Berdasarkan studi kami beberapa tahun lalu, negara-negara Afrika, semisal Pantai Gading, Afrika Selatan, Nigeria, dan negara-negara Amerika Latin, seperti Argentina, Brasil, Cile, dan Peru. Bahkan, negara-negara Eropa Timur yang meliputi Rusia, Polandia, dan Ukraina merupakan negara-negara yang sangat potensial untuk dijadikan sasaran ekspor dan juga peningkatan kerja sama ekonomi lebih luas.

Diversifikasi portofolio negara tujuan ekspor menjadi sangat penting di jangka menengah dan panjang untuk dapat menjaga kesinambungan perekonomian Indonesia.

Saat ini memang tantangan perluasan pasar ialah dari sisi logistik dan ongkos transportasi, tetapi secara dinamis kendala ini bisa berkurang seiring dengan meningkatnya skala ekonomis dari para mitra dagang tersebut.

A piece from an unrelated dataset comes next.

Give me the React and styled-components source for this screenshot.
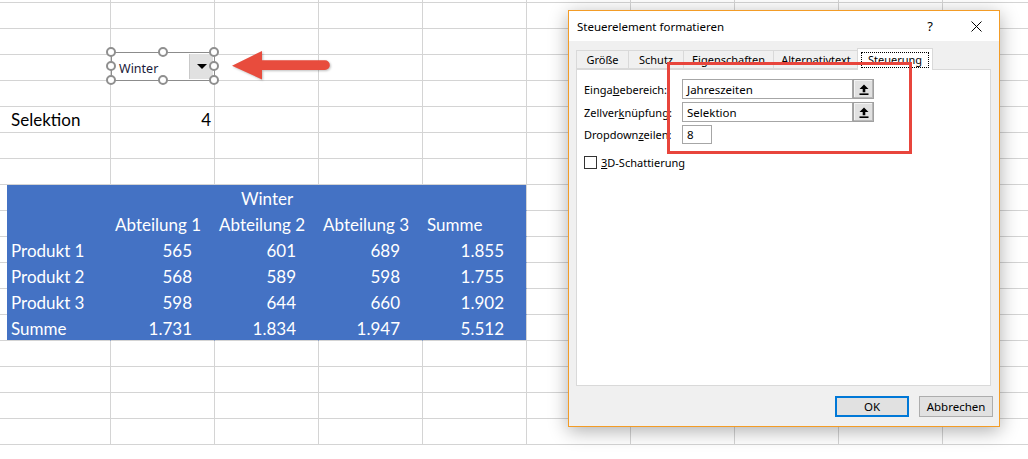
import React from 'react';
import styled, { createGlobalStyle } from 'styled-components';

const BLUE = '#4472c4';
const GRID = '#d4d4d4';
const UI_FONT = '"Segoe UI", "Noto Sans", "Open Sans", sans-serif';

const Global = createGlobalStyle`
  html, body { margin: 0; padding: 0; background: #fff; overflow: hidden; }
  #root { width: 1028px; height: 459px; }
`;

const Page = styled.div`
  position: relative;
  width: 1028px;
  height: 459px;
  overflow: hidden;
  background: #fff;
`;

const Sheet = styled.div`
  display: grid;
  grid-template-columns: 7px repeat(10, 104px);
  grid-template-rows: 3px repeat(17, 26px);
  font-family: Lato, "Open Sans", sans-serif;
  font-size: 17px;
`;

const Cell = styled.div`
  box-sizing: border-box;
  grid-column: span ${(p) => p.$span || 1};
  background: ${(p) => (p.$fill ? BLUE : '#fff')};
  border-right: 1px solid ${(p) => (p.$fill && !p.$edgeR ? BLUE : GRID)};
  border-bottom: 1px solid ${(p) => (p.$fill && !p.$edgeB ? BLUE : GRID)};
  color: ${(p) => (p.$fill ? '#fff' : '#000')};
  display: flex;
  align-items: flex-end;
  justify-content: ${(p) =>
    p.$align === 'right' ? 'flex-end' : p.$align === 'center' ? 'center' : 'flex-start'};
  padding: 0 ${(p) => (p.$padR ?? 3)}px ${(p) => (p.$fill ? 1 : 2)}px 4px;
  line-height: 20px;
  white-space: nowrap;
  overflow: hidden;
`;

/* ---------- combo box control on the sheet ---------- */
const ComboWrap = styled.div`
  position: absolute;
  left: 111px;
  top: 52px;
  width: 104px;
  height: 29px;
`;

const ComboBox = styled.div`
  box-sizing: border-box;
  width: 100%;
  height: 100%;
  border: 1px solid #8c8c8c;
  background: #fff;
  display: flex;
  align-items: center;
  font-family: ${UI_FONT};
  font-size: 12.5px;
  color: #1b1b3a;
  padding: 3px 0 0 7px;
`;

const DropBtn = styled.div`
  margin: -3px 1px 0 auto;
  width: 23px;
  height: 25px;
  background: #e1e1e1;
  border-left: 1px solid #c9c9c9;
  display: flex;
  align-items: center;
  justify-content: center;
`;

const Handle = styled.span`
  position: absolute;
  box-sizing: border-box;
  width: 10px;
  height: 10px;
  border-radius: 50%;
  border: 2px solid #8f8f8f;
  background: #fff;
  left: ${(p) => p.$x}px;
  top: ${(p) => p.$y}px;
  transform: translate(-50%, -50%);
`;

const ArrowSvg = styled.svg`
  position: absolute;
  left: 226px;
  top: 46px;
  overflow: visible;
  filter: drop-shadow(1px 1px 1px rgba(0, 0, 0, 0.25));
`;

/* ---------- dialog ---------- */
const Dialog = styled.div`
  position: absolute;
  left: 568px;
  top: 10px;
  width: 432px;
  height: 417px;
  box-sizing: border-box;
  border: 1px solid #f39c26;
  background: #f0f0f0;
  box-shadow: 0 4px 18px rgba(0, 0, 0, 0.32);
  display: flex;
  flex-direction: column;
  font-family: ${UI_FONT};
  font-size: 11px;
  color: #000;
`;

const TitleBar = styled.div`
  height: 30px;
  background: #fff;
  display: flex;
  align-items: center;
  padding-left: 8px;
  font-size: 11.5px;
`;

const TitleText = styled.span`
  flex: 1;
`;

const TitleIcon = styled.span`
  width: 46px;
  display: flex;
  justify-content: center;
  font-size: 13px;
`;

const Body = styled.div`
  flex: 1;
  display: flex;
  flex-direction: column;
  padding: 7px 8px 0 7px;
`;

const TabsRow = styled.div`
  display: flex;
  align-items: flex-end;
  height: 21px;
  position: relative;
  z-index: 1;
`;

const Tab = styled.div`
  box-sizing: border-box;
  width: ${(p) => p.$w}px;
  height: ${(p) => (p.$active ? 22 : 19)}px;
  margin: ${(p) => (p.$active ? '0 0 -1px -1px' : '0 -1px 0 0')};
  border: 1px solid #d9d9d9;
  border-bottom: ${(p) => (p.$active ? 'none' : '1px solid #d9d9d9')};
  background: ${(p) => (p.$active ? '#fff' : '#f0f0f0')};
  display: flex;
  align-items: center;
  justify-content: center;
  white-space: nowrap;
`;

const FocusLabel = styled.span`
  border: 1px dotted #000;
  padding: 0 6px;
  line-height: 14px;
`;

const Panel = styled.div`
  flex: 1;
  background: #fff;
  border: 1px solid #d9d9d9;
  padding: 9px 7px;
  display: flex;
  flex-direction: column;
  gap: 3px;
`;

const FieldRow = styled.div`
  display: grid;
  grid-template-columns: 98px auto;
  align-items: center;
  height: ${(p) => p.$h || 20}px;
`;

const FieldGroup = styled.div`
  display: flex;
  height: 100%;
`;

const Input = styled.div`
  box-sizing: border-box;
  width: ${(p) => p.$w}px;
  height: 100%;
  border: 1px solid #a6a6a6;
  background: #fff;
  display: flex;
  align-items: center;
  padding-left: 4px;
  font-size: 11.5px;
`;

const RefBtn = styled.div`
  box-sizing: border-box;
  width: 21px;
  height: 100%;
  background: #e1e1e1;
  border: 1px solid #a0a0a0;
  box-shadow: inset -1px -1px 0 #b8b8b8, inset 1px 1px 0 #f4f4f4;
  display: flex;
  align-items: center;
  justify-content: center;
`;

const CheckRow = styled.label`
  display: flex;
  align-items: center;
  gap: 4px;
  margin-top: 8px;
`;

const CheckBox = styled.span`
  box-sizing: border-box;
  width: 13px;
  height: 13px;
  border: 1px solid #333;
  background: #fff;
`;

const Footer = styled.div`
  display: flex;
  justify-content: flex-end;
  gap: 10px;
  padding: 10px 6px 9px;
`;

const Btn = styled.div`
  box-sizing: border-box;
  width: 74px;
  height: 21px;
  background: #e1e1e1;
  border: ${(p) => (p.$default ? '2px solid #0078d7' : '1px solid #adadad')};
  display: flex;
  align-items: center;
  justify-content: center;
  font-size: 11.5px;
`;

const Highlight = styled.div`
  position: absolute;
  left: 98px;
  top: 51px;
  width: 245px;
  height: 92px;
  box-sizing: border-box;
  border: 3px solid #e8453c;
  pointer-events: none;
  z-index: 2;
`;

/* ---------- data ---------- */
const cells = {};
const put = (r, c, text, opts = {}) => {
  cells[`${r}-${c}`] = { text, ...opts };
};
put(5, 1, 'Selektion');
put(5, 2, '4', { align: 'right' });

const tableRows = [
  ['Produkt 1', '565', '601', '689', '1.855'],
  ['Produkt 2', '568', '589', '598', '1.755'],
  ['Produkt 3', '598', '644', '660', '1.902'],
  ['Summe', '1.731', '1.834', '1.947', '5.512'],
];

const TOP = 8;
const BOTTOM = 13;
for (let r = TOP; r <= BOTTOM; r++) {
  for (let c = 1; c <= 5; c++) {
    put(r, c, '', { fill: true, edgeR: c === 5, edgeB: r === BOTTOM });
  }
}
put(TOP, 1, 'Winter', { fill: true, span: 5, align: 'center', edgeR: true });
['', 'Abteilung 1', 'Abteilung 2', 'Abteilung 3', 'Summe'].forEach((t, i) =>
  put(TOP + 1, i + 1, t, { fill: true, edgeR: i === 4 })
);
tableRows.forEach((row, ri) =>
  row.forEach((t, i) =>
    put(TOP + 2 + ri, i + 1, t, {
      fill: true,
      align: i === 0 ? 'left' : 'right',
      padR: i === 0 ? 3 : 22,
      edgeR: i === 4,
      edgeB: TOP + 2 + ri === BOTTOM,
    })
  )
);

function SheetGrid() {
  const out = [];
  for (let r = 0; r < 18; r++) {
    for (let c = 0; c < 11; c++) {
      if (r === TOP && c >= 2 && c <= 5) continue;
      const d = cells[`${r}-${c}`] || {};
      out.push(
        <Cell
          key={`${r}-${c}`}
          $fill={d.fill}
          $span={d.span}
          $align={d.align}
          $padR={d.padR}
          $edgeR={d.edgeR}
          $edgeB={d.edgeB}
        >
          {d.text}
        </Cell>
      );
    }
  }
  return <Sheet>{out}</Sheet>;
}

const UpIcon = () => (
  <svg width="10" height="11" viewBox="0 0 10 11">
    <path d="M5 0.5 L9.5 5 H6.3 V8.2 H3.7 V5 H0.5 Z" fill="#000" />
    <rect x="0.5" y="9.4" width="9" height="1.6" fill="#000" />
  </svg>
);

const CloseIcon = () => (
  <svg width="11" height="11" viewBox="0 0 11 11">
    <path d="M0.5 0.5 L10.5 10.5 M10.5 0.5 L0.5 10.5" stroke="#000" strokeWidth="1" />
  </svg>
);

const tabs = [
  { label: 'Größe', w: 53 },
  { label: 'Schutz', w: 56 },
  { label: 'Eigenschaften', w: 91 },
  { label: 'Alternativtext', w: 86 },
];

export default function App() {
  return (
    <Page>
      <Global />
      <SheetGrid />

      <ComboWrap>
        <ComboBox>
          Winter
          <DropBtn>
            <svg width="10" height="5" viewBox="0 0 10 5">
              <path d="M0 0 H10 L5 5 Z" fill="#000" />
            </svg>
          </DropBtn>
        </ComboBox>
        <Handle $x={0} $y={0} />
        <Handle $x={52} $y={0} />
        <Handle $x={103} $y={0} />
        <Handle $x={0} $y={14} />
        <Handle $x={103} $y={14} />
        <Handle $x={0} $y={28} />
        <Handle $x={52} $y={28} />
        <Handle $x={103} $y={28} />
      </ComboWrap>

      <ArrowSvg width="110" height="38" viewBox="0 0 110 38">
        <path
          d="M6 19.7 L36 5 L36 14.3 L99 14.3 A4.85 4.85 0 0 1 99 24 L36 24 L36 33.5 Z"
          fill="#e84c3d"
        />
      </ArrowSvg>

      <Dialog>
        <TitleBar>
          <TitleText>Steuerelement formatieren</TitleText>
          <TitleIcon>?</TitleIcon>
          <TitleIcon>
            <CloseIcon />
          </TitleIcon>
        </TitleBar>
        <Body>
          <TabsRow>
            {tabs.map((t) => (
              <Tab key={t.label} $w={t.w}>
                {t.label}
              </Tab>
            ))}
            <Tab $active $w={76}>
              <FocusLabel>Steuerung</FocusLabel>
            </Tab>
          </TabsRow>
          <Panel>
            <FieldRow>
              <span>
                Einga<u>b</u>ebereich:
              </span>
              <FieldGroup>
                <Input $w={171}>Jahreszeiten</Input>
                <RefBtn>
                  <UpIcon />
                </RefBtn>
              </FieldGroup>
            </FieldRow>
            <FieldRow>
              <span>
                Zellver<u>k</u>nüpfung:
              </span>
              <FieldGroup>
                <Input $w={171}>Selektion</Input>
                <RefBtn>
                  <UpIcon />
                </RefBtn>
              </FieldGroup>
            </FieldRow>
            <FieldRow $h={19}>
              <span>
                Dropdown<u>z</u>eilen:
              </span>
              <FieldGroup>
                <Input $w={30}>8</Input>
              </FieldGroup>
            </FieldRow>
            <CheckRow>
              <CheckBox />
              <span>
                <u>3</u>D-Schattierung
              </span>
            </CheckRow>
          </Panel>
        </Body>
        <Footer>
          <Btn $default>OK</Btn>
          <Btn>Abbrechen</Btn>
        </Footer>
        <Highlight />
      </Dialog>
    </Page>
  );
}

Pencapaian skala ekonomis tersebut akan dapat diakselerasi apabila dengan perjanjian kerja sama ekonomi formal berupa FTA atau CEPA.

Ke depan, liberalisasi dan peningkatan kompetisi merupakan salah satu jawaban untuk meningkatkan resiliensi perekonomian Indonesia.

Solusi jangka panjang harus melibatkan ekosistem perekonomian secara utuh yang sebagaian besar berakar pada permasalahan institusional.

Melawan musuh yang tidak terlihat memang sulit, tetapi kadang kala jauh lebih sulit untuk mengenali diri sendiri.

Jangan-jangan itulah tantangan terbesar untuk perekonomian Indonesia, mengenali diri sendiri.